Find the lines below that contain the word "this" and count them. Only the number should be given.

— Begin —

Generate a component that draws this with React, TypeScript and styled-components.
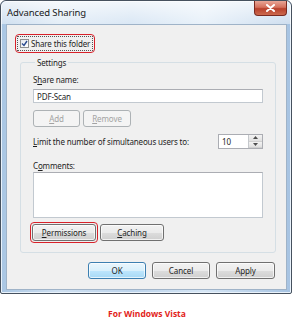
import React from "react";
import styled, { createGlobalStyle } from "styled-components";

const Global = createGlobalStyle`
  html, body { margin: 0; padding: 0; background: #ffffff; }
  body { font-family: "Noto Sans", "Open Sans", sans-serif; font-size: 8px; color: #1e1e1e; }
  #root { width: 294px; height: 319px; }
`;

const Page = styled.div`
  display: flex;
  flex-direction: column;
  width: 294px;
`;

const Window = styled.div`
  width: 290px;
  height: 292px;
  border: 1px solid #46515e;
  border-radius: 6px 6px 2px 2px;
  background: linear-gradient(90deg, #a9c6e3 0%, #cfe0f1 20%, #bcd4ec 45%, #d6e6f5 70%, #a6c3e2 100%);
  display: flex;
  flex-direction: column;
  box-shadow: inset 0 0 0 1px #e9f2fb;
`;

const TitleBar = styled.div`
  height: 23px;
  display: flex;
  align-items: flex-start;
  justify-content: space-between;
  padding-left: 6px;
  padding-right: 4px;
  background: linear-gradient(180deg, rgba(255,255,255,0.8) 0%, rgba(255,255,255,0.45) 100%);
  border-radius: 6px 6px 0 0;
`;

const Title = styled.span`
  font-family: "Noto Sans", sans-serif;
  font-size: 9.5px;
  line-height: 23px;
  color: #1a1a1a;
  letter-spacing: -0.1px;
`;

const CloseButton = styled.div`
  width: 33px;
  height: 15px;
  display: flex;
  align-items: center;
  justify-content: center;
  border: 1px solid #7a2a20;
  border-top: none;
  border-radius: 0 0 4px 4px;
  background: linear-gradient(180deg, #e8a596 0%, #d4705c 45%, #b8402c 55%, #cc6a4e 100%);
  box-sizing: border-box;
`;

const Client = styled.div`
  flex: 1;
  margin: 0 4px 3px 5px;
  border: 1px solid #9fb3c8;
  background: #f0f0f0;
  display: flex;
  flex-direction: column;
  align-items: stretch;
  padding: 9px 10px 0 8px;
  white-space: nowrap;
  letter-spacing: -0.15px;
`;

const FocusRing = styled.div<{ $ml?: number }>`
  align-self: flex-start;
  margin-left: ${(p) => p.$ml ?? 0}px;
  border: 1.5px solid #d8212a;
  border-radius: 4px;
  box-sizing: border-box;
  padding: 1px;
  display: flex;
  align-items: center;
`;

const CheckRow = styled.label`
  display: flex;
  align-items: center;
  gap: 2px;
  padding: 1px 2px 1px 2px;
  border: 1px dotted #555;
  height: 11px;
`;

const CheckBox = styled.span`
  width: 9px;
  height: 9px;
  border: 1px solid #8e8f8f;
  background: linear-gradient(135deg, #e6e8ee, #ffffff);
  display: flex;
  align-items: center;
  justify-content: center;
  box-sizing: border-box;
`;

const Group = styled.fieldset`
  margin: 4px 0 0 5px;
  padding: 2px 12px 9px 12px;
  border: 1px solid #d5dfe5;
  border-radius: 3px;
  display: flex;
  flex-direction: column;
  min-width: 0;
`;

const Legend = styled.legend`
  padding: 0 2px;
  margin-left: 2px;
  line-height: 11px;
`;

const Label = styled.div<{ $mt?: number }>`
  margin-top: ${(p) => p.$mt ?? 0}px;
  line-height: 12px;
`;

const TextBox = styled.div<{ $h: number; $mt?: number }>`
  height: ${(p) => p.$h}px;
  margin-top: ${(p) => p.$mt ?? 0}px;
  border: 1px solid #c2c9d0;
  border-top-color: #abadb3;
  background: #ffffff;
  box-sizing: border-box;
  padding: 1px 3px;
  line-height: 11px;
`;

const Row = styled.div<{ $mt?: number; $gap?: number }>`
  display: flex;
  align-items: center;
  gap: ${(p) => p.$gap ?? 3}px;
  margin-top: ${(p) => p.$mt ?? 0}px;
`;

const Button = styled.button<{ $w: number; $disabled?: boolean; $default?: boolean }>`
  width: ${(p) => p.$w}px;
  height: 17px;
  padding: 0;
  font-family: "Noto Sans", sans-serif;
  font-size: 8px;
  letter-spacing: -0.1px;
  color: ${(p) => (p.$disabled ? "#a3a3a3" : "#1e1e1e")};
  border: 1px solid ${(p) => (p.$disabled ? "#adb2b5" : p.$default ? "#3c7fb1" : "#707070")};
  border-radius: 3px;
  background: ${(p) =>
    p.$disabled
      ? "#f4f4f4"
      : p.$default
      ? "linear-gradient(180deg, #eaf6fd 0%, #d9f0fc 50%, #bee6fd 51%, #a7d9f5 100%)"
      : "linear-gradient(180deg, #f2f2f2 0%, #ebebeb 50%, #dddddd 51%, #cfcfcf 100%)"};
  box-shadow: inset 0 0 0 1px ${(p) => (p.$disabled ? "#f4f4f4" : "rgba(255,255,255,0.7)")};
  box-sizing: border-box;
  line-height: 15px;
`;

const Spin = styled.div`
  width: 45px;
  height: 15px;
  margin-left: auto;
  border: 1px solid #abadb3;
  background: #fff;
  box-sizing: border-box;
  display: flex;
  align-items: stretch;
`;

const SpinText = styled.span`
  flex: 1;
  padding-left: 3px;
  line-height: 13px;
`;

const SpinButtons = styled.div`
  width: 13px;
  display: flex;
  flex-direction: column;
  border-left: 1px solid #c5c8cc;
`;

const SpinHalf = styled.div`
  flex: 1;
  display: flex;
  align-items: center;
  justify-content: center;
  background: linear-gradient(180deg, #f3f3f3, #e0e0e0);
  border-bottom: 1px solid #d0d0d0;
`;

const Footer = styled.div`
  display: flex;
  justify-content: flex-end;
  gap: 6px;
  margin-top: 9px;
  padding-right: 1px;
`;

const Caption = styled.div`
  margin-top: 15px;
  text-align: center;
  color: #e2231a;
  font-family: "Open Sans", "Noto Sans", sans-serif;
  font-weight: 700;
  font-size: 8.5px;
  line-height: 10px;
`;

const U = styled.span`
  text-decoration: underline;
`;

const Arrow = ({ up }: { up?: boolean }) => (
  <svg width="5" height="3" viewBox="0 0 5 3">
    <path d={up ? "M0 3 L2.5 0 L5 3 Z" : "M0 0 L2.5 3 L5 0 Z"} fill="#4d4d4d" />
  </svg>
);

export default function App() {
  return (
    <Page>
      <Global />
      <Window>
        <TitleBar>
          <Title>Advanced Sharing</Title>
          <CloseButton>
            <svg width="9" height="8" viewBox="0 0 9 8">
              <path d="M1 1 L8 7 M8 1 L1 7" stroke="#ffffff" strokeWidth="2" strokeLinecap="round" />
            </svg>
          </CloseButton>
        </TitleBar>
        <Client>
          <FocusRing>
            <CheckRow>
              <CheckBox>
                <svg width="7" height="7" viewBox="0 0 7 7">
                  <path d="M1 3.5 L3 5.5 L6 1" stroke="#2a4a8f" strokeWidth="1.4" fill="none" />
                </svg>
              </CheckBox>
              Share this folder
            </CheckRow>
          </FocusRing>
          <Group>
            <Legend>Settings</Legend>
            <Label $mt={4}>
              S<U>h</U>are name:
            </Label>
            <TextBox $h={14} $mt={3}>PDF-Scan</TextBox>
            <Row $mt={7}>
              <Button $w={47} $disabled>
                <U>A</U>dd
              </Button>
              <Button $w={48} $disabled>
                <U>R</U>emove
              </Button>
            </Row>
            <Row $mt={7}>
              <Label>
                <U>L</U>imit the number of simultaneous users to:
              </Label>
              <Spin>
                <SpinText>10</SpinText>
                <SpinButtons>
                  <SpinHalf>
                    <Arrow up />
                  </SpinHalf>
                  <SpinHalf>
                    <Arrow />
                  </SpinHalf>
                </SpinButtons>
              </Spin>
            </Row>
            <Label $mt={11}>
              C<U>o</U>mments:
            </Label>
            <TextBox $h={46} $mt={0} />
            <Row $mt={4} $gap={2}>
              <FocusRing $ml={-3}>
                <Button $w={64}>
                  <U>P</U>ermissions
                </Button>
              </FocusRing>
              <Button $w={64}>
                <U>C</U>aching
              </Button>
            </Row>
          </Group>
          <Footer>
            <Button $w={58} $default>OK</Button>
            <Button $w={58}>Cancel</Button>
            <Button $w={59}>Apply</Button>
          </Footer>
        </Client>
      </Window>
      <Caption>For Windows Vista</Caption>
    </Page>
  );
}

— End —

FINAL ANSWER:
2